The only thing wrong with my trip was that I did not spend longer in Libya. In particular, I would have liked to have seen Nalut and spent longer in Leptis Magna and Sabratha, but overall, I saw far more than I expected to. In spite of some restrictions on photography, I took 780 photos.

David Boyall, Australia.


A letter from Marianne Volont of Lugano, Switzerland.

Testimonial about two Libya trips guided by Sami Eljaibani.

Since I am working in the financial industry I would like to express my votes about my two Libya trips in terms of the financial rating: AAA (triple A) or better LLL:

Libya for me stands for land... light... love...

Land: the enormous, wide and genuinely natural landscape which embraces you as if you were part of it.
A fascinating countryside with its forms of stone and sand and dunes.
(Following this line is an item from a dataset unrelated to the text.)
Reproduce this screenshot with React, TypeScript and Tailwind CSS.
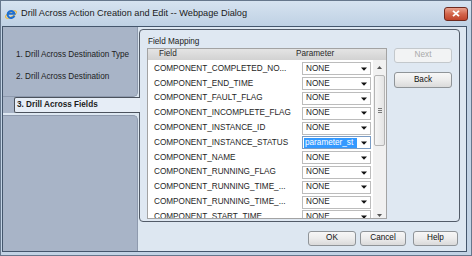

For example Acacus seems to be
a living theatre of human and animal forms and shapes. Your eyes will never get tired of all these miracles.

Light: every single moment of the day, the spectrum of light is different and shows the country in a
variety of colours of golden rays never seen before. Sunrise or sunset, it's both impressing and unique.

Love: the Libyans are friendly and helpful. They make you feel as though you are the centre of attention.
The guides are always ready to understand your wishes and feelings. One of the best examples is Sami
Gibani who is an excellent "translator" of the Libyan culture and life, probably also because he is half
European.

Libya is not the land where you spend time to buy souvenirs and gifts. The experience of the wonderful countryside and lovely people is what you bring back home and it lasts for ever because it is not material but mental and emotional.

I travelled twice to Libya, once in October and once in February. In February the nights were cold in the
desert but in October it was still a very pleasant temperature even in the evening and night.

Marianne Volont, Lugano, Switzerland, February 2003.